Regarding a convergence of stories about truth tellers: Last week I watched The Most Dangerous Man in America (2009), about Daniel Ellsberg’s decision to shred the web of lies spun by government officials in their successful effort to pursue full-scale war in Vietnam. I’d forgotten how extraordinary Ellsberg was — he was a government insider who’d tried to make himself believe his colleagues were honest and the war worth pursuing — and how much the American justice system has changed since he presented the New York Times with a copy of the Pentagon Papers in 1971.
Ellsberg was arrested and charged under the Espionage Act, but he remained free for two years, speaking out against the war, until his trial began. Charges were dismissed after evidence of government misconduct — illegal wiretapping, the ridiculous Watergate break-in, and so on — was brought to light.
Watching the film, I wondered what would happen to Ellsberg if he’d blown the whistle on government liars in, say, 2013. Would he be out on bail and allowed to speak freely? Here’s Ellsberg answering those questions in a piece about whistleblower Edward Snowden:
I hope Snowden’s revelations will spark a movement to rescue our democracy, but he could not be part of that movement had he stayed here. There is zero chance that he would be allowed out on bail if he returned now and close to no chance that, had he not left the country, he would have been granted bail. Instead, he would be in a prison cell like Bradley Manning, incommunicado.
He would almost certainly be confined in total isolation, even longer than the more than eight months Manning suffered during his three years of imprisonment before his trial began recently. The United Nations Special Rapporteur for Torture described Manning’s conditions as “cruel, inhuman and degrading.” (That realistic prospect, by itself, is grounds for most countries granting Snowden asylum, if they could withstand bullying and bribery from the United States.)
Snowden believes that he has done nothing wrong. I agree wholeheartedly. More than 40 years after my unauthorized disclosure of the Pentagon Papers, such leaks remain the lifeblood of a free press and our republic. One lesson of the Pentagon Papers and Snowden’s leaks is simple: secrecy corrupts, just as power corrupts.
If freedom to leak information about corruption in government is the country’s lifeblood, then we’re badly in need of a transfusion. And if we’re counting on the mainstream press to fight for its right to report corruption, as it fought in Ellsberg’s time, we are truly screwed. It’s worth noting that prominent mainstream journalists — the dopey David Gregory and Wall Street sycophant Andrew Ross Sorkin come to mind — have behaved like mouthpieces for the government in their coverage of the Snowden story.

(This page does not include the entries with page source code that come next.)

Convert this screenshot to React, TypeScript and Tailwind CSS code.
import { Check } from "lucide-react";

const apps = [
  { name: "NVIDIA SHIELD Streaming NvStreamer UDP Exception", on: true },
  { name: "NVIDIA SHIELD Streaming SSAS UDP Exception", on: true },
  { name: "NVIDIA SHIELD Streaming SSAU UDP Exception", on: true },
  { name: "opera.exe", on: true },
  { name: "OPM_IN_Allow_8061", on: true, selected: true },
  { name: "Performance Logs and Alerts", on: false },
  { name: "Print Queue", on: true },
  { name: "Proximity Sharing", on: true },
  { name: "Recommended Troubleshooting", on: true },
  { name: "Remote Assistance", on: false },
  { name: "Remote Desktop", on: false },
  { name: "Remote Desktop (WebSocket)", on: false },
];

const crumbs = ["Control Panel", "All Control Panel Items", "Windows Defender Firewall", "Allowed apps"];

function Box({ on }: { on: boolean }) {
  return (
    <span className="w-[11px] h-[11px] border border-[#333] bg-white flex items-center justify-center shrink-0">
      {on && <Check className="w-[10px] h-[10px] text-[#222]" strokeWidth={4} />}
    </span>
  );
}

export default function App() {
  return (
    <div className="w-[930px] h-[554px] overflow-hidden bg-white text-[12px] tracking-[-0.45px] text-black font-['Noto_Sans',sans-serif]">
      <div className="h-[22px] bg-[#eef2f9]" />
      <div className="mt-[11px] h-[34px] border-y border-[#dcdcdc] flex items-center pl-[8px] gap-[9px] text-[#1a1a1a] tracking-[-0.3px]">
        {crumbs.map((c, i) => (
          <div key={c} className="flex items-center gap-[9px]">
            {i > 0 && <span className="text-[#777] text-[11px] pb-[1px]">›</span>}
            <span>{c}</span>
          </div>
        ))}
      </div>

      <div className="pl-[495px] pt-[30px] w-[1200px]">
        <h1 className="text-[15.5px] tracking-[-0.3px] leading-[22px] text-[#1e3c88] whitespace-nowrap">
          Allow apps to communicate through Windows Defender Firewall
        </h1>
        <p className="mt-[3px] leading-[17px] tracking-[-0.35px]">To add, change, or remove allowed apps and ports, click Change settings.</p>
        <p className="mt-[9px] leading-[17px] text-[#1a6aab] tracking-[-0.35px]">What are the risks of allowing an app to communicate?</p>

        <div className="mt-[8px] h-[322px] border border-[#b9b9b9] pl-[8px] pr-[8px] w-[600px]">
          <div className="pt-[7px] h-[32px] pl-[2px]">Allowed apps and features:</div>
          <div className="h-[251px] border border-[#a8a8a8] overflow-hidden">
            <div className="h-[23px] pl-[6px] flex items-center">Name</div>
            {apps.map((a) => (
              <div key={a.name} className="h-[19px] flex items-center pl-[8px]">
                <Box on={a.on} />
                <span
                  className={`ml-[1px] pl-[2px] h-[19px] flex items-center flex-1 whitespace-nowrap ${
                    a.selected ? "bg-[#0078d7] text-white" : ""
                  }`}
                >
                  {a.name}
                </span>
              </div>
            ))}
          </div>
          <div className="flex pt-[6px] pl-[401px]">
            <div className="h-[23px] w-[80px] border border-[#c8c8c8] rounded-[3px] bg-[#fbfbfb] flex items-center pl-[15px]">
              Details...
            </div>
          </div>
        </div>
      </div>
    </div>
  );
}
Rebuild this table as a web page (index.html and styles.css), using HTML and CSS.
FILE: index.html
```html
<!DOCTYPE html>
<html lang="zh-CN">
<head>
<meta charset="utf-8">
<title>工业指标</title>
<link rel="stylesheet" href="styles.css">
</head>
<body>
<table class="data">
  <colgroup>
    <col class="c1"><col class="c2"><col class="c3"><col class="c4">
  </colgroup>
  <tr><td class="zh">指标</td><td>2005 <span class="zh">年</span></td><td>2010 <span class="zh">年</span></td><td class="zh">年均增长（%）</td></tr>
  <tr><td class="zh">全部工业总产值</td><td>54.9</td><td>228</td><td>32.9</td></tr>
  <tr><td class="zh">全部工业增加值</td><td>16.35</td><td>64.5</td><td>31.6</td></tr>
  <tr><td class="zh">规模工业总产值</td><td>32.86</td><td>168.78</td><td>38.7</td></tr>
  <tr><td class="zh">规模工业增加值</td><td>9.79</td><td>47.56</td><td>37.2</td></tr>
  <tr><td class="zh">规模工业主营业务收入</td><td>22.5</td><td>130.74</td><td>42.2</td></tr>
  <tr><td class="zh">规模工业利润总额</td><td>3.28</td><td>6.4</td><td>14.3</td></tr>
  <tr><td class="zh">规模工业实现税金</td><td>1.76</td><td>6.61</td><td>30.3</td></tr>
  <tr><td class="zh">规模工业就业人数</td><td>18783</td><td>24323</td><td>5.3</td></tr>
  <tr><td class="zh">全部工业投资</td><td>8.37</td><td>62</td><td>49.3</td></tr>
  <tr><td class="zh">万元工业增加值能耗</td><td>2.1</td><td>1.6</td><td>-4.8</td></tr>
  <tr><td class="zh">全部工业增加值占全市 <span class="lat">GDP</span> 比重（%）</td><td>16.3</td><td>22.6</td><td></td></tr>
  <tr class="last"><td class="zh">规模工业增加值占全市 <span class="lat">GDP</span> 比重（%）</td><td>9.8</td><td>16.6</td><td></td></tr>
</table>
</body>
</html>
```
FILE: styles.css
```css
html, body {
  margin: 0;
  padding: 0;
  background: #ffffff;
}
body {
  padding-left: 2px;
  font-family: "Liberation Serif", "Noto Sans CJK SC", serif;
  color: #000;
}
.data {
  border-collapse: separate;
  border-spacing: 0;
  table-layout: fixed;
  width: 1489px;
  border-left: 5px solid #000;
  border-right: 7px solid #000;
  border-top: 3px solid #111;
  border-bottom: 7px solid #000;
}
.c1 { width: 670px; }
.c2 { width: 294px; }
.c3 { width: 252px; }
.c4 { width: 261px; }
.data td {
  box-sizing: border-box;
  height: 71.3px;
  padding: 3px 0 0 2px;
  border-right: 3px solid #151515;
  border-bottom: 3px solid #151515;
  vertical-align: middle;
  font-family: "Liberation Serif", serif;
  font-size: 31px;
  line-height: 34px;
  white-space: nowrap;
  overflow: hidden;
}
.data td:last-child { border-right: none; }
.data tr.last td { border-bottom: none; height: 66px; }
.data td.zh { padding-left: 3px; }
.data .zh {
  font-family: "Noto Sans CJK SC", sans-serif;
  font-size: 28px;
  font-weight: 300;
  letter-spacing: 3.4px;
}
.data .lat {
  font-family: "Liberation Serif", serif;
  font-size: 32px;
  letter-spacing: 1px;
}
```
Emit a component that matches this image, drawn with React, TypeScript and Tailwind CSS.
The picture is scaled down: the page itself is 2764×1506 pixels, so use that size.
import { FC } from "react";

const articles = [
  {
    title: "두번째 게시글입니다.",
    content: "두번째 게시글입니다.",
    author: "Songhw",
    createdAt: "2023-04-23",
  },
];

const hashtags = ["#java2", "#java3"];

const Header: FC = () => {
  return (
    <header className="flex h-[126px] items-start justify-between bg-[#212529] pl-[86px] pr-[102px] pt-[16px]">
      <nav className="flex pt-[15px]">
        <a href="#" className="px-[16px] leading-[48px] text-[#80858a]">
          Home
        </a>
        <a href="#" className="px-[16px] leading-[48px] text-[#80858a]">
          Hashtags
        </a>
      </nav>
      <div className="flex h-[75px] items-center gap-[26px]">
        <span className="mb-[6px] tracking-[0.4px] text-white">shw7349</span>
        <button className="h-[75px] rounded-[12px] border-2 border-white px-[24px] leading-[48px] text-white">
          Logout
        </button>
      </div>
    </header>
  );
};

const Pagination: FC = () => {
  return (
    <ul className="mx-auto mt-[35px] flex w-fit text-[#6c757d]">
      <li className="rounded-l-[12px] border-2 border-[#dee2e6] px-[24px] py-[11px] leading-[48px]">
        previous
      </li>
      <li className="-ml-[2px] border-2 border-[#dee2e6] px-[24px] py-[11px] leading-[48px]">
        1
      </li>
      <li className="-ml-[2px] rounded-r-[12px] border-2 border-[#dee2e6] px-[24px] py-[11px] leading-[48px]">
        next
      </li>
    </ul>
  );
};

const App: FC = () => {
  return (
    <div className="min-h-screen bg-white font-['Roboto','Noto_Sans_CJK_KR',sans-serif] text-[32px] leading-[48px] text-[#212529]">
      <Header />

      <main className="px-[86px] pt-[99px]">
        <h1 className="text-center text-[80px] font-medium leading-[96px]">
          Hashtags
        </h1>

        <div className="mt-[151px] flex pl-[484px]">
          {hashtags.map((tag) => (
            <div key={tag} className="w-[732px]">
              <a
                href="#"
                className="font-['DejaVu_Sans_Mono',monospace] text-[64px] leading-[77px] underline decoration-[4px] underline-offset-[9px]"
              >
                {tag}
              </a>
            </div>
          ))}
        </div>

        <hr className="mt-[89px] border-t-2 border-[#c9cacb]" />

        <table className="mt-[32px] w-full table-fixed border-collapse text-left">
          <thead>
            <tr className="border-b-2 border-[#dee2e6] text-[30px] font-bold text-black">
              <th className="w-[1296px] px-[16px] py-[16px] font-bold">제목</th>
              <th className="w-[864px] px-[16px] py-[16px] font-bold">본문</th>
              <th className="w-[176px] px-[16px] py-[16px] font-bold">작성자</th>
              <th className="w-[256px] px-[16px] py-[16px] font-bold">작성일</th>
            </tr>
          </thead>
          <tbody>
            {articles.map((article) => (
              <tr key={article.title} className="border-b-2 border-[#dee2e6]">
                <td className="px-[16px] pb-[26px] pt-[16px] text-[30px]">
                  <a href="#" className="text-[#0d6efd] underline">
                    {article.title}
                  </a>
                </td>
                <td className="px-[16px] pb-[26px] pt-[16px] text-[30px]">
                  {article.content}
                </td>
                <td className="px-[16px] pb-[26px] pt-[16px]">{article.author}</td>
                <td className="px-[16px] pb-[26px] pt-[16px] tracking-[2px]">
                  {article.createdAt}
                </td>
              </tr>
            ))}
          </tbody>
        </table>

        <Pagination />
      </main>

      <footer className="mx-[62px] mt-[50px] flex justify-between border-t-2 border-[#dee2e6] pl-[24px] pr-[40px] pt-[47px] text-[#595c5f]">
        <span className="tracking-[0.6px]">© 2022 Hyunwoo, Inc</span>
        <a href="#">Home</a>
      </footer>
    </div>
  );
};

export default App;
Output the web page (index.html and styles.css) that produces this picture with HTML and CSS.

Ominously, the major news outlets are becoming more timid — more tightly controlled by their corporate owners — at the same time the government is using police-state tactics to make it harder for activists to protest the government’s attack on free speech and other rights we once took for granted.
Future historians will write volumes about America’s transition from democracy to police state in the decade following the 9/11 attacks. They will note that the free press’s last hurrah in an adversarial role with government took place in the 1970s, and that Americans, by and large, turned out to be just as inclined to accept government tyranny as Germans in the 1930s.